>> Begin

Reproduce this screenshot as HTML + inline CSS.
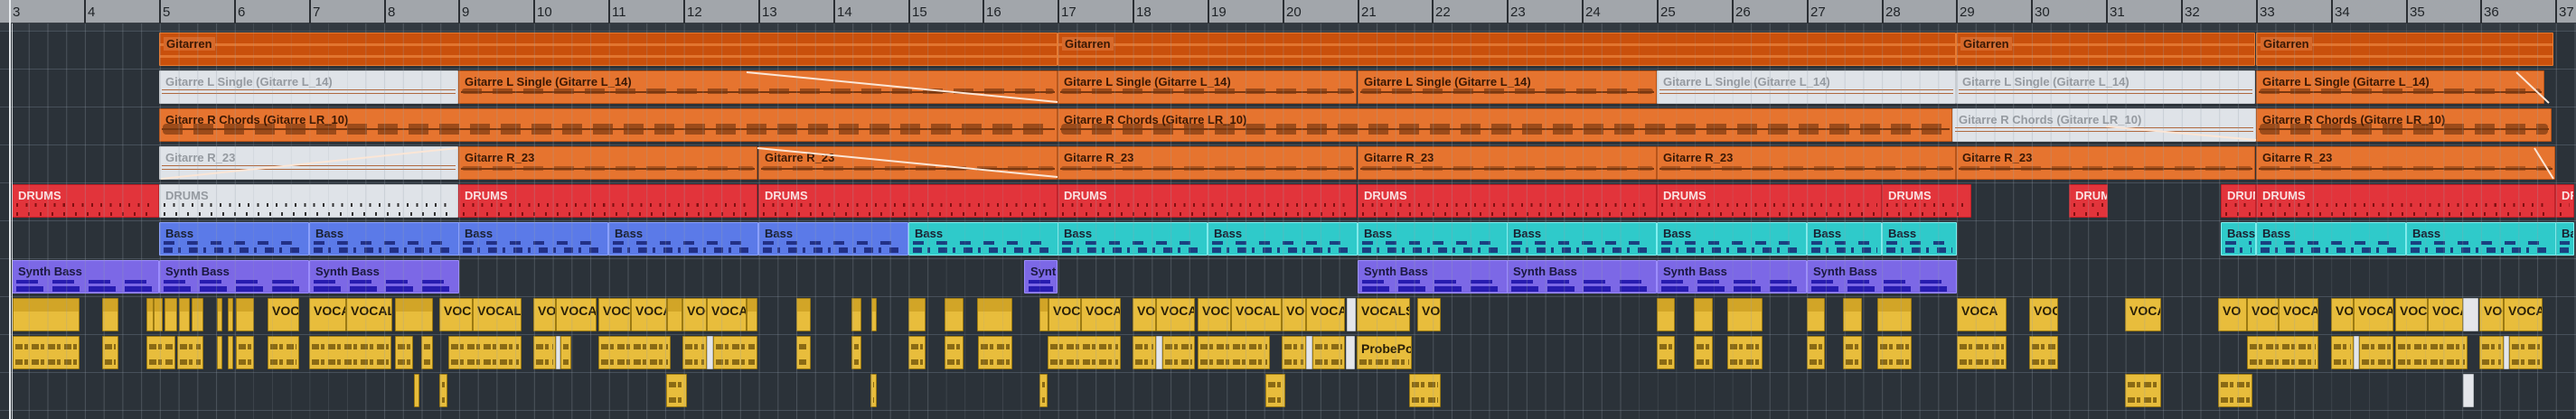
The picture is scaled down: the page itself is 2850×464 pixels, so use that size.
<!DOCTYPE html>
<html><head><meta charset="utf-8"><style>
*{margin:0;padding:0;box-sizing:border-box}
body{width:2850px;height:464px;overflow:hidden;background:#2b3239;position:relative;font-family:"Liberation Sans Narrow","Liberation Sans",sans-serif}
#ruler{position:absolute;left:0;top:0;width:2850px;height:26px;background:#a2a6ab;border-bottom:1px solid #3a3f45}
#band{position:absolute;left:0;top:26px;width:2850px;height:9px;background:#323940}
.bt{position:absolute;top:0;height:26px;border-left:2px solid #2a2e33}
.bl{position:absolute;top:5px;font-size:15px;color:#1e2226;font-family:"Liberation Sans",sans-serif}
.hl{position:absolute;left:0;width:2850px;height:1px;background:#47505a}
#grid{position:absolute;left:0;top:26px;width:2850px;height:438px;pointer-events:none;
background-image:repeating-linear-gradient(90deg,rgba(150,160,170,.28) 0 1px,transparent 1px 20.7125px);background-position:11px 0}
.ev{position:absolute;height:37px;overflow:hidden;border:1px solid rgba(0,0,0,.35);border-radius:1px}
.ev span{position:absolute;left:6px;top:4px;font-size:13px;font-weight:bold;white-space:nowrap}
.or{background:#e6742f;border-color:#b85418}
.or span{color:#3a1804}
.wh{background:#dfe3e8;border-color:#c8ccd0}
.wh span{color:#959aa0}
.fo{background:#c9500c;border-color:#e87a30}
.fo span{color:#3a1804;background:#d6692a;padding:0 3px;left:4px}
.rd{background:#e2343b;border-color:#c02028}
.rd span{color:#fbe2e2}
.bl2{background:#5b7ae8;border-color:#8aa0ff}
.cy{background:#2fcaca;border-color:#7ef0f0}
.bl2 span,.cy span{color:#1a2030}
.pu{background:#7c68e6;border-color:#9c8cff}
.pu span{color:#1a1840}
.ye{background:#e8bd3c;border:1px solid #9c7a12}
.ye span{color:#2a2008;left:4px;top:5px;font-size:14px}
.yw{background:#e4e6ea;border:1px solid #b8bcc0}
.wave{position:absolute;left:2px;right:2px;top:22px;height:2px;background:#7a3810}
.wv2{position:absolute;left:3px;right:3px;top:17px;height:9px;border-radius:4px;background:repeating-linear-gradient(90deg,rgba(122,56,16,.85) 0 22px,transparent 22px 34px);opacity:.8}
.wvw{position:absolute;left:2px;right:2px;top:20px;height:5px;border-top:1px solid #b06a40;border-bottom:1px solid #b06a40}
.notes{position:absolute;left:4px;right:4px;top:26px;height:6px;background:repeating-linear-gradient(90deg,rgba(20,30,110,.8) 0 10px,transparent 10px 16px,rgba(20,30,110,.8) 16px 19px,transparent 19px 28px)}
.notes2{position:absolute;left:4px;right:4px;top:20px;height:4px;background:repeating-linear-gradient(90deg,rgba(20,30,110,.8) 0 12px,transparent 12px 26px)}
.dr{position:absolute;left:4px;right:4px;top:20px;height:4px;background:repeating-linear-gradient(90deg,rgba(90,0,0,.7) 0 2px,transparent 2px 10.35px)}
.dr2{position:absolute;left:4px;right:4px;top:30px;height:4px;background:repeating-linear-gradient(90deg,rgba(90,0,0,.7) 0 2px,transparent 2px 13px)}
.vw{position:absolute;left:2px;right:2px;height:6px;background:repeating-linear-gradient(90deg,#8a6a14 0 8px,transparent 8px 10px,#8a6a14 10px 14px,transparent 14px 18px)}
.vt{position:absolute;left:0;right:0;top:0;height:14px;background:rgba(170,120,0,.35)}
.fstr{position:absolute;left:0;right:0;height:3px;background:#e2752f}
</style></head><body>
<div id="ruler"></div><div id="band"></div>
<div id="root"></div>
<div id="grid"></div>
<svg style="position:absolute;left:0;top:0" width="2850" height="464">
<g stroke="#fbe6d6" stroke-width="2" fill="none">
<line x1="826" y1="80" x2="1170" y2="113"/>
<line x1="838" y1="164" x2="1170" y2="196"/>
<line x1="178" y1="198" x2="506" y2="164"/>
<line x1="2330" y1="140" x2="2496" y2="155"/>
<line x1="2784" y1="80" x2="2820" y2="114"/>
<line x1="2804" y1="164" x2="2825" y2="198"/>
</g></svg>
<div style="position:absolute;left:10px;top:0;width:2px;height:464px;background:#e8ecef"></div>
<div style="position:absolute;left:13px;top:26px;width:1px;height:438px;background:#c8ccd0"></div>
<script>
function X(b){return 176+(b-5)*82.85;}
var ruler=document.getElementById('ruler'),root=document.getElementById('root'),h='';
for(var b=3;b<=37;b++){var x=Math.round(X(b));h+='<div class="bt" style="left:'+x+'px"></div><div class="bl" style="left:'+(x+4)+'px">'+b+'</div>';}
ruler.innerHTML=h;h='';
for(var k=0;k<11;k++){h+='<div class="hl" style="top:'+(34+42*k)+'px"></div>';}
function ev(x1,x2,y,cls,label,inner){
 return '<div class="ev '+cls+'" style="left:'+Math.round(x1)+'px;width:'+Math.round(x2-x1)+'px;top:'+y+'px">'+(inner||'')+(label?'<span>'+label+'</span>':'')+'</div>';}
var T=[36,78,120,162,204,246,288,330,372,414];
[[5,17],[17,29],[29,33],[33,36.97]].forEach(function(s){h+=ev(X(s[0]),X(s[1]),T[0],'fo','Gitarren','<div class="fstr" style="top:11px"></div><div class="fstr" style="top:24px"></div>');});
var GL='Gitarre L Single (Gitarre L_14)';
[[5,9,'wh'],[9,17,'or'],[17,21,'or'],[21,25,'or'],[25,29,'wh'],[29,33,'wh'],[33,36.85,'or']].forEach(function(s){h+=ev(X(s[0]),X(s[1]),T[1],s[2],GL,s[2]=='or'?'<div class="wave"></div><div class="wv2" style="top:19px;height:6px"></div>':'<div class="wvw"></div>');});
var GC='Gitarre R Chords (Gitarre LR_10)';
[[5,17,'or'],[17,28.95,'or'],[28.95,33,'wh'],[33,36.95,'or']].forEach(function(s){h+=ev(X(s[0]),X(s[1]),T[2],s[2],GC,s[2]=='or'?'<div class="wave" style="top:21px"></div><div class="wv2" style="top:16px;height:12px"></div>':'<div class="wvw"></div>');});
[[5,9,'wh'],[9,13,'or'],[13,17,'or'],[17,21,'or'],[21,25,'or'],[25,29,'or'],[29,33,'or'],[33,37,'or']].forEach(function(s){h+=ev(X(s[0]),X(s[1]),T[3],s[2],'Gitarre R_23',s[2]=='or'?'<div class="wave" style="top:23px"></div><div class="wv2" style="top:21px;height:5px;opacity:.6"></div>':'<div class="wvw"></div>');});
var D=[[1,5,'rd'],[5,9,'wh'],[9,13,'rd'],[13,17,'rd'],[17,21,'rd'],[21,25,'rd'],[25,28,'rd'],[28,29.2,'rd'],[30.5,31.02,'rd'],[32.53,33,'rd'],[33,37,'rd'],[37,38.1,'rd']];
D.forEach(function(s){var x1=s[0]==1?13:X(s[0]);h+=ev(x1,Math.min(X(s[1]),2848),T[4],s[2],'DRUMS',s[2]=='wh'?'<div class="dr" style="background:repeating-linear-gradient(90deg,#333 0 2px,transparent 2px 10.35px)"></div><div class="dr2" style="background:repeating-linear-gradient(90deg,#333 0 2px,transparent 2px 13px)"></div>':'<div class="dr"></div><div class="dr2"></div>');});
var B=[[5,7,'bl2'],[7,9,'bl2'],[9,11,'bl2'],[11,13,'bl2'],[13,15,'bl2'],[15,17,'cy'],[17,19,'cy'],[19,21,'cy'],[21,23,'cy'],[23,25,'cy'],[25,27,'cy'],[27,28,'cy'],[28,29,'cy'],[32.53,33,'cy'],[33,35,'cy'],[35,37,'cy'],[37,38.1,'cy']];
B.forEach(function(s){h+=ev(X(s[0]),Math.min(X(s[1]),2848),T[5],s[2],'Bass','<div class="notes2" style="top:20px"></div><div class="notes" style="top:27px"></div>');});
var S=[[1,5],[5,7],[7,9],[16.55,17],[21,23],[23,25],[25,27],[27,29]];
S.forEach(function(s){var x1=s[0]==1?13:X(s[0]);h+=ev(x1,X(s[1]),T[6],'pu',(X(s[1])-x1)>50?'Synth Bass':'Synth B','<div class="notes2" style="top:21px;background:repeating-linear-gradient(90deg,rgba(30,20,170,.9) 0 24px,transparent 24px 40px)"></div><div class="notes" style="top:28px;background:repeating-linear-gradient(90deg,rgba(30,20,170,.9) 0 30px,transparent 30px 40px)"></div>');});
var V1=[[14,88,''],[113,131,''],[162,170,''],[170,180,''],[182,196,''],[198,210,''],[212,225,''],[240,246,''],[252,258,''],[261,281,''],[296,331,'VOCA'],[342,383,'VOCAL'],[383,434,'VOCAL'],[437,479,''],[486,523,'VOCA'],[523,577,'VOCALS'],[590,615,'VOC'],[615,660,'VOCALS'],[662,698,'VOCA'],[698,738,'VOCAL'],[738,755,''],[755,782,'VOC'],[782,826,'VOCALS'],[826,838,''],[881,897,''],[942,953,''],[964,970,''],[1005,1024,''],[1045,1066,''],[1081,1120,''],[1150,1160,''],[1160,1196,'VOCA'],[1196,1240,'VOCALS'],[1253,1279,'VOC'],[1279,1322,'VOCALS'],[1325,1362,'VOCA'],[1362,1418,'VOCAL'],[1418,1445,'VOC'],[1445,1488,'VOCALS'],[1501,1560,'VOCALS'],[1568,1594,'VOC'],[1833,1853,''],[1874,1895,''],[1911,1950,''],[1999,2019,''],[2039,2060,''],[2077,2115,''],[2165,2220,'VOCA'],[2245,2277,'VOCA'],[2351,2391,'VOCAL'],[2454,2486,'VO'],[2486,2521,'VOCA'],[2521,2565,'VOCALS'],[2579,2604,'VOC'],[2604,2648,'VOCALS'],[2650,2686,'VOCA'],[2686,2725,'VOCAL'],[2743,2770,'VOC'],[2770,2813,'VOCALS']];
V1.forEach(function(s){h+=ev(s[0],s[1],T[7],'ye',s[2],s[2]?'':'<div class="vt"></div>');});
h+=ev(1490,1500,T[7],'yw','');h+=ev(2725,2742,T[7],'yw','');
var V2=[[14,88],[113,131],[162,194],[196,225],[240,246],[252,258],[261,281],[296,331],[342,433],[437,457],[466,479],[496,577],[590,615],[620,632],[662,742],[755,782],[789,838],[881,897],[942,953],[1005,1024],[1045,1066],[1082,1120],[1159,1240],[1253,1279],[1286,1322],[1325,1405],[1418,1445],[1452,1488],[1833,1853],[1874,1895],[1911,1950],[1999,2019],[2039,2060],[2077,2115],[2165,2220],[2245,2277],[2486,2565],[2579,2604],[2610,2648],[2650,2730],[2743,2770],[2776,2813]];
V2.forEach(function(s){h+=ev(s[0],s[1],T[8],'ye','','<div class="vw" style="top:8px"></div><div class="vw" style="top:25px"></div>');});
[[615,620],[782,789],[1279,1286],[1445,1452],[1489,1499],[2604,2610],[2770,2776]].forEach(function(s){h+=ev(s[0],s[1],T[8],'yw','');});
h+=ev(1501,1562,T[8],'ye','ProbePodc','<div class="vw" style="top:25px"></div>');
var V3=[[458,464],[486,495],[737,760],[963,970],[1150,1159],[1400,1422],[1559,1594],[2351,2391],[2454,2492]];
V3.forEach(function(s){h+=ev(s[0],s[1],T[9],'ye','','<div class="vw" style="top:8px"></div><div class="vw" style="top:25px"></div>');});
h+=ev(2725,2737,T[9],'yw','');
root.innerHTML=h;
</script>
</body></html>
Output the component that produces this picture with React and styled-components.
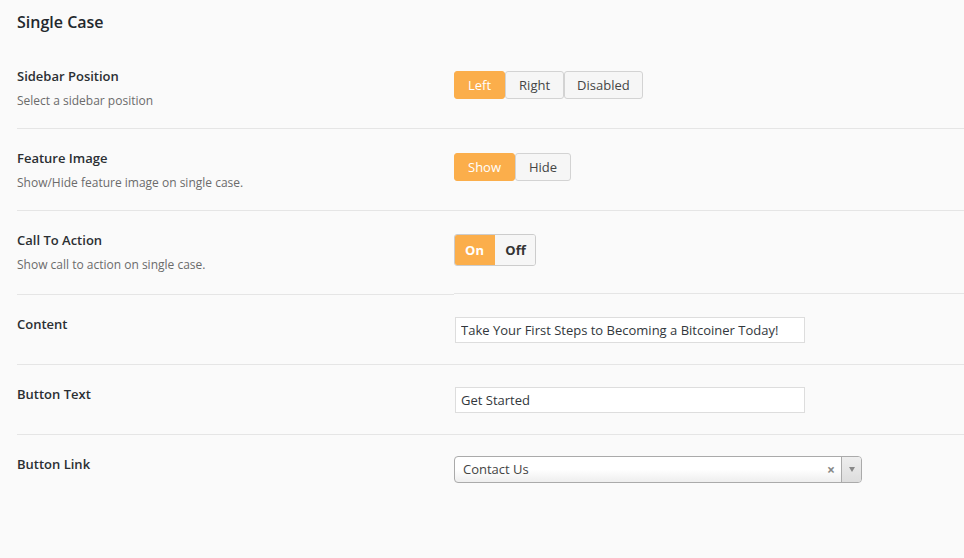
import React from 'react';
import styled, { createGlobalStyle } from 'styled-components';

const GlobalStyle = createGlobalStyle`
  html, body {
    margin: 0;
    padding: 0;
    background: #fafafa;
  }
  body {
    font-family: "Open Sans", "Noto Sans", sans-serif;
    font-size: 13px;
    color: #23282d;
  }
`;

const Page = styled.div`
  width: 964px;
  height: 558px;
  overflow: hidden;
  padding-left: 17px;
  box-sizing: border-box;
`;

const Title = styled.h2`
  margin: 0;
  padding-top: 11px;
  height: 35px;
  box-sizing: border-box;
  font-size: 16px;
  font-weight: 600;
  line-height: 22px;
  color: #23282d;
`;

const Table = styled.div`
  display: flex;
  flex-direction: column;
`;

const Row = styled.div`
  display: grid;
  grid-template-columns: 437px 1fr;
  height: ${(p) => p.$height}px;
  box-sizing: border-box;
`;

const Head = styled.div`
  padding-top: ${(p) => p.$top}px;
  box-sizing: border-box;
  border-bottom: ${(p) => (p.$last ? 'none' : '1px solid #e5e5e5')};
`;

const Cell = styled.div`
  padding-top: ${(p) => p.$top}px;
  box-sizing: border-box;
  border-bottom: ${(p) => (p.$last ? 'none' : '1px solid #e5e5e5')};
  margin-bottom: ${(p) => (p.$shift ? '1px' : '0')};
`;

const Label = styled.div`
  font-size: 13px;
  font-weight: 600;
  line-height: 20px;
  color: #2b2f33;
`;

const Desc = styled.div`
  margin-top: 5px;
  font-size: 12px;
  line-height: 20px;
  color: #6b6b6b;
`;

const ButtonSet = styled.div`
  display: flex;
`;

const SetButton = styled.button`
  height: 28px;
  padding: 0 ${(p) => p.$pad}px;
  margin: 0;
  border: 1px solid ${(p) => (p.$active ? '#fbae4b' : '#d3d3d3')};
  border-radius: 3px;
  background: ${(p) => (p.$active ? '#fbae4b' : '#f6f6f6')};
  color: ${(p) => (p.$active ? '#fff' : '#454545')};
  font-family: inherit;
  font-size: 13px;
  line-height: 26px;
  cursor: pointer;
`;

const Switch = styled.div`
  display: flex;
  height: 32px;
  width: 82px;
  border: 1px solid #ccc;
  border-radius: 3px;
  box-sizing: border-box;
  overflow: hidden;
`;

const SwitchPart = styled.div`
  flex: 0 0 ${(p) => p.$w}px;
  display: flex;
  align-items: center;
  justify-content: center;
  background: ${(p) => (p.$on ? '#fbae4b' : '#f6f6f6')};
  color: ${(p) => (p.$on ? '#fff' : '#333')};
  font-weight: 700;
  font-size: 13px;
  margin: ${(p) => (p.$on ? '-1px 0 -1px -1px' : '0')};
`;

const TextInput = styled.input`
  display: block;
  width: 350px;
  height: 26px;
  margin-left: 1px;
  padding: 0 5px;
  box-sizing: border-box;
  border: 1px solid #ddd;
  border-radius: 0;
  background: #fff;
  color: #32373c;
  font-family: inherit;
  font-size: 13px;
  outline: none;
`;

const Select = styled.div`
  display: flex;
  width: 408px;
  height: 27px;
  box-sizing: border-box;
  border: 1px solid #aaa;
  border-radius: 4px;
  background: linear-gradient(to bottom, #fff 0%, #fff 50%, #eee 100%);
  overflow: hidden;
`;

const SelectValue = styled.div`
  flex: 1;
  padding-left: 8px;
  line-height: 25px;
  font-size: 13px;
  color: #444;
`;

const Clear = styled.div`
  width: 20px;
  display: flex;
  align-items: center;
  justify-content: center;
  color: #888;
  font-size: 14px;
  font-weight: 700;
`;

const Arrow = styled.div`
  width: 19px;
  display: flex;
  align-items: center;
  justify-content: center;
  border-left: 1px solid #aaa;
  background: linear-gradient(to bottom, #eee 0%, #ddd 100%);
`;

const Caret = styled.span`
  width: 0;
  height: 0;
  border-left: 3px solid transparent;
  border-right: 3px solid transparent;
  border-top: 5px solid #888;
`;

const ButtonSetField = ({ options, active, pads }) => (
  <ButtonSet>
    {options.map((o, i) => (
      <SetButton key={o} $active={i === active} $pad={pads[i]}>
        {o}
      </SetButton>
    ))}
  </ButtonSet>
);

const App = () => (
  <Page>
    <GlobalStyle />
    <Title>Single Case</Title>
    <Table>
      <Row $height={94}>
        <Head $top={31}>
          <Label>Sidebar Position</Label>
          <Desc>Select a sidebar position</Desc>
        </Head>
        <Cell $top={36}>
          <ButtonSetField options={['Left', 'Right', 'Disabled']} active={0} pads={[13, 13, 12]} />
        </Cell>
      </Row>
      <Row $height={82}>
        <Head $top={19}>
          <Label>Feature Image</Label>
          <Desc>Show/Hide feature image on single case.</Desc>
        </Head>
        <Cell $top={24}>
          <ButtonSetField options={['Show', 'Hide']} active={0} pads={[13, 13]} />
        </Cell>
      </Row>
      <Row $height={84}>
        <Head $top={19}>
          <Label>Call To Action</Label>
          <Desc>Show call to action on single case.</Desc>
        </Head>
        <Cell $top={23} $shift>
          <Switch>
            <SwitchPart $on $w={41}>On</SwitchPart>
            <SwitchPart $w={41}>Off</SwitchPart>
          </Switch>
        </Cell>
      </Row>
      <Row $height={70}>
        <Head $top={19}>
          <Label>Content</Label>
        </Head>
        <Cell $top={22}>
          <TextInput defaultValue="Take Your First Steps to Becoming a Bitcoiner Today!" />
        </Cell>
      </Row>
      <Row $height={70}>
        <Head $top={19}>
          <Label>Button Text</Label>
        </Head>
        <Cell $top={22}>
          <TextInput defaultValue="Get Started" />
        </Cell>
      </Row>
      <Row $height={80}>
        <Head $top={19} $last>
          <Label>Button Link</Label>
        </Head>
        <Cell $top={21} $last>
          <Select>
            <SelectValue>Contact Us</SelectValue>
            <Clear>×</Clear>
            <Arrow>
              <Caret />
            </Arrow>
          </Select>
        </Cell>
      </Row>
    </Table>
  </Page>
);

export default App;
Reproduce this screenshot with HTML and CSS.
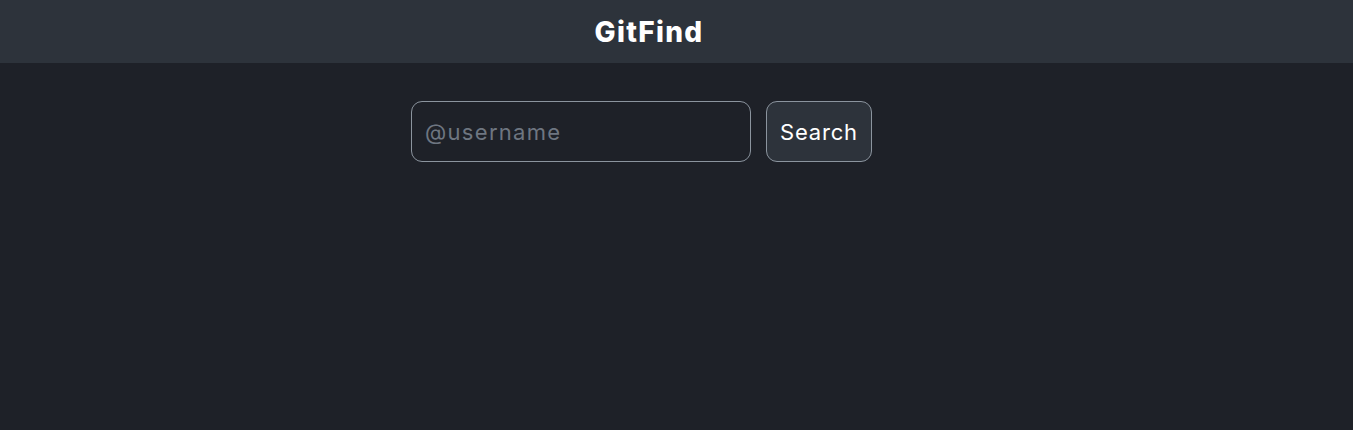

>> End

- [What to work on]
Show the lines where the word "React" appears in the entries.

- [Solution below]
Output the component that produces this picture with React and styled-components.
import React from 'react';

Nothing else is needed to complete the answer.